В Любятовском храме Володя не только строил и реставрировал, но и обучался церковному делу у настоятеля храма, отца Владимира, который и подготовил его постепенно к рукоположению. Но не с первого раза это случилось. Владимир Георгиев сбежал прямо из алтаря, когда его подвели к Иоанну Разумову, митрополиту.

- Но почему?!

- Не достоин был, - просто ответил «наш батюшка». – Но в этот храм я пришел уже архиереем. А когда здесь жизнь наладилась, попросил у владыки благословение на восстановление  храма  Иоакима и Анны с Полонища на улице Калинина. Помню, как спилил ножовкой замок. Внутри – ужас, запустение, какие-то веники под крышей висят. Потихоньку-помаленьку… Сейчас там уже три новых престола.

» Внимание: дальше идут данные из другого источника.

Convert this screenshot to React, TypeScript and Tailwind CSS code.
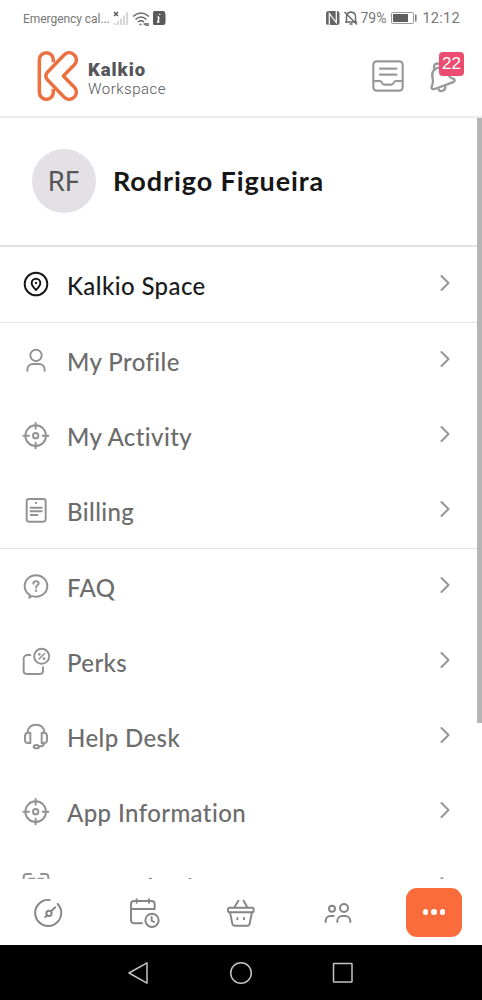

- Говорят, вы и просвирки сами делаете?

- Делаю, как прихожанки в Любятове научили, так и делаю, - признается батюшка. - А что ж сидеть и ждать, пока за тебя кто сделает? Так дело не пойдет.

И дальше Пскова за всю свою жизнь батюшка никуда не ездил – всё здесь, и святая земля, и райский сад и дело жизни. Встаёшь в семь утра, ложишься, как солнышко заходит, и потихоньку делаешь своё дело.

- А чего приходила-то? Не меня ж всё слушать, теперь и я тебя послушаю, - улыбается батюшка, чутко чувствуя чужую душу.

- Когда меня крестили в 18 лет, я ушла с причастия. Помню, иду вместе со всеми, гляжу, как из одной ложки кагор все пьют, и я сейчас должна буду. А за полчаса до этого я этих же наших мужиков видела с кружками у пивнушки. Не смогла я после них ложку облизать, ушла потихоньку. Вот, теперь и думаю, крещеная я или недокрещеная?

- Побрезговала, значит, - хмурится батюшка. – Молодая была… А ты сходи на исповедь, а потом и причастие лёгким будет. А иначе, зачем крестилась-то?   

Мы уже в саду. Батюшка провожает меня до ворот и мелко крестит: «С Богом». Шаг в шаг рядом мягко ступает Пума. У каждого, говорят, своя дорожка к Богу. Я, видно, тоже найду свою.